The "it" being Wednesday’s announcement that, in its pursuit to change various aspects of the current game — namely to speed it up and put more balls in play — MLB and the Atlantic League were "moving the pitching rubber back 12 inches to 61 feet, six inches to provide batters with more time to react to pitches." The change will take effect in the second half of the Atlantic League season.

The release continued: "The expectation is that more reaction time will help batters make contact more frequently, putting more balls into play, and creating more action in the game."


The Atlantic League also is testing a "double-hook" rule in which a team loses its designated hitter once the starting pitcher comes out of the game. That rule will be in place for the entire season.

Boone is, let’s call it, curious to see how it works. Or doesn’t.

"That seems pretty drastic but, I think sometimes the craziest of ideas end up having some traction to them," Boone said before Wednesday afternoon’s game that was, coincidentally, attended by MLB commissioner Rob Manfred. "I think it’s important that you try these things out when you’re trying to consider different things.
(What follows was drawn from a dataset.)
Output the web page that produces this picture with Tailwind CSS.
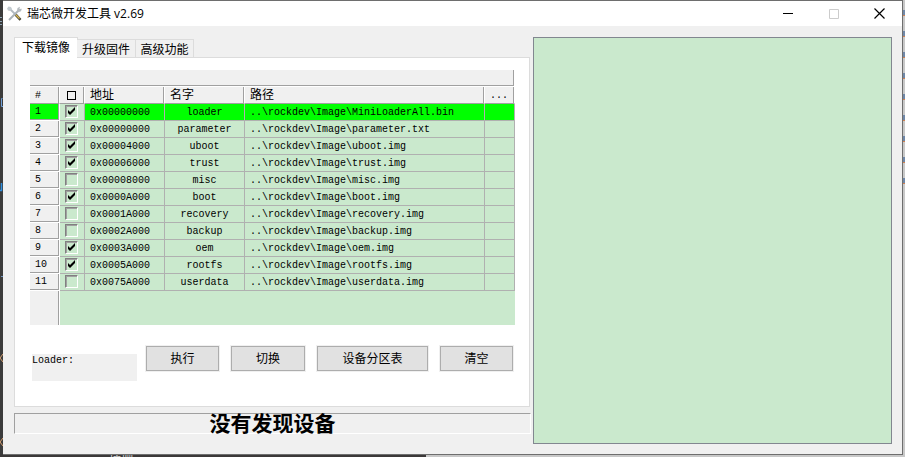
<!DOCTYPE html>
<html lang="zh-CN">
<head>
<meta charset="utf-8">
<title>瑞芯微开发工具 v2.69</title>
<script src="https://cdn.jsdelivr.net/npm/@tailwindcss/browser@4"></script>
</head>
<body class="relative h-screen overflow-hidden bg-[#c8c8c8] pr-[2px] pb-[2px] pl-[3px] font-['Liberation_Sans','Noto_Sans_CJK_SC',sans-serif] text-[12px] leading-[16px] text-black">
<!-- desktop showing around the window -->
<div class="absolute inset-y-0 left-0 w-[3px] bg-[#3b3b3b]" aria-hidden="true">
  <svg class="block h-[457px] w-[3px]" viewBox="0 0 3 457" fill="none">
    <path d="M0 17.5H2M0 21.5H2M0 24.5H2" stroke="#8aa0b0"/>
    <path d="M2.5 98.500H1.500V106.500H3" stroke="#6f9fd8"/>
    <path d="M1.500 183V190.500H0" stroke="#2f8fe0" stroke-width="1.500"/>
    <path d="M1 276.500H3" stroke="#6f93c0"/>
    <path d="M3 354L0 358L3 362M3 438L0 442L3 446" stroke="#d8a070"/>
  </svg>
</div>
<div class="absolute bottom-0 left-0 h-[3px] w-[426px] overflow-hidden bg-[#3b3838] pl-[109px] leading-[14px] text-[#d0d0d0]" aria-hidden="true">按摆</div>
<div class="absolute top-[10px] right-0 flex flex-col gap-[15px]" aria-hidden="true">
  <i class="block h-[6px] w-[2px] border-b border-[#d08050] bg-[#7088a8]"></i>
  <i class="block h-[6px] w-[2px] border-b border-[#d08050] bg-[#7088a8]"></i>
  <i class="block h-[6px] w-[2px] border-b border-[#d08050] bg-[#7088a8]"></i>
  <i class="block h-[6px] w-[2px] border-b border-[#d08050] bg-[#7088a8]"></i>
  <i class="block h-[6px] w-[2px] border-b border-[#d08050] bg-[#7088a8]"></i>
  <i class="block h-[6px] w-[2px] border-b border-[#d08050] bg-[#7088a8]"></i>
  <i class="block h-[6px] w-[2px] border-b border-[#d08050] bg-[#7088a8]"></i>
  <i class="block h-[6px] w-[2px] border-b border-[#d08050] bg-[#7088a8]"></i>
  <i class="block h-[6px] w-[2px] border-b border-[#d08050] bg-[#7088a8]"></i>
</div>
<div class="relative flex h-full flex-col border-t border-r border-b border-[#6e6e6e] bg-[#f0f0f0]">
  <header class="flex h-[25px] shrink-0 items-center bg-white pl-[4px]">
    <svg class="size-[16px]" viewBox="0 0 16 16" fill="none" aria-hidden="true">
      <path d="M2.500 2.500L9 9" stroke="#b3bbc1" stroke-width="1.800"/>
      <path d="M0 2.500L1.500 .5L4 1L5 3L3 5L1 4.500Z" fill="#c3cbd0"/>
      <path d="M8.500 8.500L13.500 13.800" stroke="#4a4636" stroke-width="2.600"/>
      <path d="M8.500 8.500L12.500 12.500" stroke="#d8b850" stroke-width="1.200"/>
      <path d="M11.500 4.500L2 14" stroke="#a9b2b8" stroke-width="2"/>
      <path d="M10 5L10.500 2L13 .8L12.400 3L14.800 2.800L14 5.300L11.200 6.200Z" fill="#b4babf"/>
    </svg>
    <h1 class="ml-[4px] flex-1 font-['Open_Sans','Noto_Sans_CJK_SC',sans-serif] text-[12px]">瑞芯微开发工具 v2.69</h1>
    <button class="grid h-[25px] w-[46px] place-items-center" aria-label="最小化"><svg class="size-[11px]" viewBox="0 0 11 11" aria-hidden="true"><path d="M0 5.5H10" stroke="#000"/></svg></button>
    <button class="grid h-[25px] w-[45px] place-items-center" aria-label="最大化" disabled><svg class="size-[10px]" viewBox="0 0 10 10" aria-hidden="true"><path d="M.5 .5H9.5V9.5H.5Z" fill="none" stroke="#ccc"/></svg></button>
    <button class="grid h-[25px] w-[46px] place-items-center" aria-label="关闭"><svg class="size-[11px]" viewBox="0 0 11 11" aria-hidden="true"><path d="M.5 .5L10.5 10.5M10.5 .5L.5 10.5" stroke="#000" stroke-width="1.2"/></svg></button>
  </header>
  <main class="flex min-h-0 flex-1 gap-[2px] pt-[11px] pr-[10px] pb-[10px] pl-[11px]">
    <section class="flex w-[517px] shrink-0 flex-col">
      <div class="relative z-10 -mb-px flex items-end" role="tablist">
        <button role="tab" aria-selected="true" class="h-[21px] w-[64px] border border-b-0 border-[#dcdcdc] bg-white">下载镜像</button>
        <button role="tab" aria-selected="false" class="-ml-px h-[19px] w-[59px] border border-l-0 border-[#dcdcdc] bg-[#f0f0f0] pt-[2px]">升级固件</button>
        <button role="tab" aria-selected="false" class="h-[19px] w-[58px] border border-l-0 border-[#dcdcdc] bg-[#f0f0f0] pt-[2px]">高级功能</button>
      </div>
      <div role="tabpanel" class="mr-px flex-1 border border-[#dcdcdc] bg-white pt-[12px] pr-[14px] pl-[15px]">
        <div class="mr-px h-[16px] border-r border-b border-[#a0a0a0] bg-[#f0f0f0]"></div>
        <div class="bg-[#cae9cd]">
          <table class="w-full table-fixed border-separate border-spacing-0 font-['Liberation_Mono','Noto_Sans_CJK_SC',monospace] text-[10px] leading-[14px]">
            <colgroup><col class="w-[30px]"><col class="w-[25px]"><col class="w-[80px]"><col class="w-[80px]"><col><col class="w-[30px]"></colgroup>
            <thead class="text-left">
              <tr id="head" class="h-[18px] bg-[#f0f0f0]"></tr>
            </thead>
            <tbody id="rows"></tbody>
          </table>
          <div class="h-[34px] w-[30px] border-r border-white bg-[#f0f0f0]"><div class="h-full border-r border-[#a0a0a0]"></div></div>
        </div>
        <div class="mt-[20px] mr-px flex items-start justify-between pl-[2px]">
          <div class="mt-[9px] h-[27px] w-[105px] bg-[#f0f0f0] font-['Liberation_Mono',monospace] text-[10px] leading-[14px]">Loader:</div>
          <div class="flex gap-[10px]">
            <button class="h-[27px] w-[75px] border border-[#f0f0f0] bg-[#adadad] p-px"><span class="block h-full bg-[#e1e1e1] leading-[24px]">执行</span></button>
            <button class="h-[27px] w-[76px] border border-[#f0f0f0] bg-[#adadad] p-px"><span class="block h-full bg-[#e1e1e1] leading-[24px]">切换</span></button>
            <button class="h-[27px] w-[113px] border border-[#f0f0f0] bg-[#adadad] p-px"><span class="block h-full bg-[#e1e1e1] leading-[24px]">设备分区表</span></button>
            <button class="h-[27px] w-[75px] border border-[#f0f0f0] bg-[#adadad] p-px"><span class="block h-full bg-[#e1e1e1] leading-[24px]">清空</span></button>
          </div>
        </div>
      </div>
      <p role="status" class="mt-[6px] mb-[10px] h-[21px] border border-t-[#a0a0a0] border-r-white border-b-white border-l-[#a0a0a0] text-center font-['Noto_Sans_CJK_SC',sans-serif] text-[21px] leading-[17px] font-bold">没有发现设备</p>
    </section>
    <textarea aria-label="日志" readonly class="min-w-0 flex-1 resize-none border border-[#828790] bg-[#cae9cd] outline-none"></textarea>
  </main>
</div>
<script>
const boxLabel = '<span class="ml-[2px] block size-[9px] border border-black"></span>';
const headers = [["#", "text-[10px]"], [boxLabel, ""], ["地址", "text-[12px]"], ["名字", "text-[12px]"], ["路径", "text-[12px]"], ["...", "text-[10px]"]];
document.getElementById("head").innerHTML = headers
  .map(([t, size]) => `<th scope="col" class="border-t border-r border-b border-t-white border-r-white border-b-[#a0a0a0] p-0 font-normal"><div class="flex h-[16px] items-center border-r border-[#a0a0a0] pt-px pl-[5px] ${size}">${t}</div></th>`).join("");

const data = [
  [1, "0x00000000", "loader", "MiniLoaderAll.bin"],
  [1, "0x00000000", "parameter", "parameter.txt"],
  [1, "0x00004000", "uboot", "uboot.img"],
  [1, "0x00006000", "trust", "trust.img"],
  [0, "0x00008000", "misc", "misc.img"],
  [1, "0x0000A000", "boot", "boot.img"],
  [0, "0x0001A000", "recovery", "recovery.img"],
  [0, "0x0002A000", "backup", "backup.img"],
  [1, "0x0003A000", "oem", "oem.img"],
  [1, "0x0005A000", "rootfs", "rootfs.img"],
  [0, "0x0075A000", "userdata", "userdata.img"],
];
const line = "border-r border-b border-[#b0b0b0]";
const td = line + " px-0 pt-[2px] pb-0";
document.getElementById("rows").innerHTML = data.map(([on, addr, name, file], i) => {
  const bg = i === 0 ? "bg-[#00ff00]" : "bg-[#cae9cd]";
  const numBg = i === 0 ? "bg-[#00ff00]" : "bg-[#f0f0f0]";
  return `<tr class="h-[17px]">
    <th scope="row" class="border-r border-b border-r-white border-b-white p-0 text-left font-normal ${numBg}"><div class="h-[16px] border-r border-b border-[#a0a0a0] pt-px pl-[5px]">${i + 1}</div></th>
    <td class="${line} bg-[#cae9cd] p-0 align-top"><label class="relative mt-px ml-[5px] block size-[13px]">
      <input type="checkbox" aria-label="${name}" ${on ? "checked" : ""} class="peer block size-[13px] appearance-none border border-t-[#808080] border-r-white border-b-white border-l-[#808080] shadow-[inset_1px_1px_0_#a0a0a0]">
      <svg class="pointer-events-none absolute inset-0 hidden size-[13px] peer-checked:block" viewBox="0 0 13 13" aria-hidden="true"><path d="M3 5V8L5 10L10 5V2L5 7Z"/></svg>
    </label></td>
    <td class="${td} ${bg}"><span class="ml-[5px]">${addr}</span></td>
    <td class="${td} ${bg} text-center">${name}</td>
    <td class="${td} ${bg}"><span class="ml-[5px]">..\\rockdev\\Image\\${file}</span></td>
    <td class="${td} ${bg}"></td>
  </tr>`;
}).join("");
</script>
</body>
</html>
My initial response is, ‘Well, that’s pretty aggressive,' but I think it’s good that Major League Baseball is trying a number of these things out to kind of see what it looks like and gather information about it and look for ways, always, to hopefully improve and move our game forward."

Lineup change

Boone said Clint Frazier initially was in his Wednesday lineup but when the Blue Jays started T.J. Zeuch in place of their originally listed pitcher — righty Ross Stripling, who was experiencing right forearm tightness — Brett Gardner got the nod in left.

"I just wanted to get another lefty in there," Boone said of the lefty-hitting Gardner, who he didn’t see as good a matchup with Stripling on the mound. "Just wanted to get another lefty bat in there with Zeuch going with that sinker and stuff."

Frazier went 1-for-3 Tuesday but is hitting .200 with a .561 OPS in nine games, compared to Gardner's .333 average and .899 OPS in eight games entering Wednesday. Boone said not to read too much into it.

"Frazier rakes and he’s going to rake," Boone said. "But we have a really good player in Gardy, too. Let’s make more judgments on these things when we have a month or two of body of work . . . Today I had a lineup that an hour ago looked different [with Stripling pitching] . . . They’re both going to end up playing a lot. [Frazier], as I tell him, he’s going to rake and he’s going to be a really good player for us this year."

Rotation latest

Pitching coach Matt Blake said the Yankees were still "TBD" for Friday’s series-opening game against the Rays at the Stadium.

He said among the options the club was considering was Mike King, prospect Deivi Garcia or going with a bullpen game of some kind. Jordan Montgomery is listed to go Saturday, followed by Gerrit Cole on Sunday.